Yes, Virginia, There is a Republican Establishment
Over the past several weeks we've seen the Republican presidential race increasingly framed as a fight between the GOP establishment and conservative insurgents. Following that development, a number of thoughtful critics -- some of them here at Ricochet -- have wondered aloud whether an "establishment" really exists or whether it's just a clever way of caricaturing one's opponents within the party as insufficiently conservative. That was the note that Jeb Bush sounded to Time Magazine when he recently told the publication, "I don't know what the Republican establishment is. I haven't learned the secret handshake, and I don't know where to go for a membership card."
While it's true that there's no shadowy cabal meeting in a safe room under the Lincoln Memorial, anyone who doesn't think there are party grandees trying to impose their will on primary voters is deluding themselves.
I say this by way of introducing a bit of information I received yesterday from a very well-placed source. A veteran member of the House Republican Caucus recently received a phone call from within the RNC (it was not disclosed to me who placed the call) soliciting his help in convincing Newt Gingrich to step aside and clear a path to the nomination for Mitt Romney.

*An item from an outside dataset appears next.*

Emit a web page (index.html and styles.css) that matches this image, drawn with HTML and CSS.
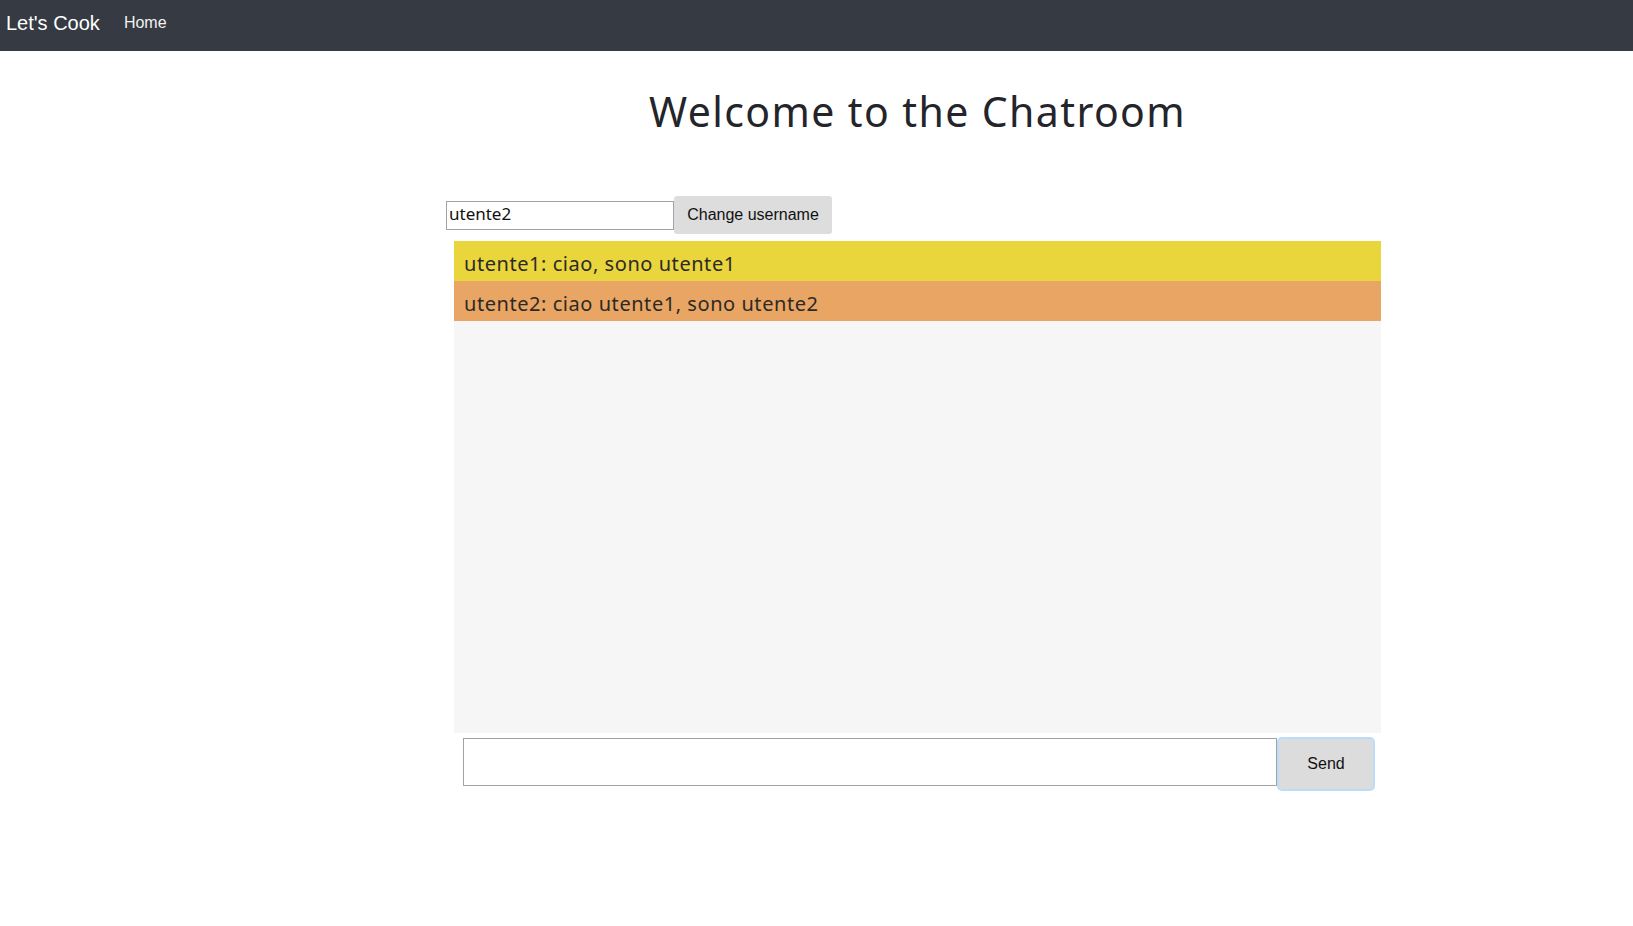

Whoever cooked up this idea was not exactly firing on all cylinders, since (A) the member in question, despite considerable seniority, is far from influential and (B) attempting to stand athwart Newt Gingrich's ambition is like sticking your head in a howitzer.
Remarkably, the member actually agreed to place the call. Gingrich's response? Well, it was a three-word phrase that began with "go" and ended with "yourself." I'd say Newt's insurgent bona fides are still intact.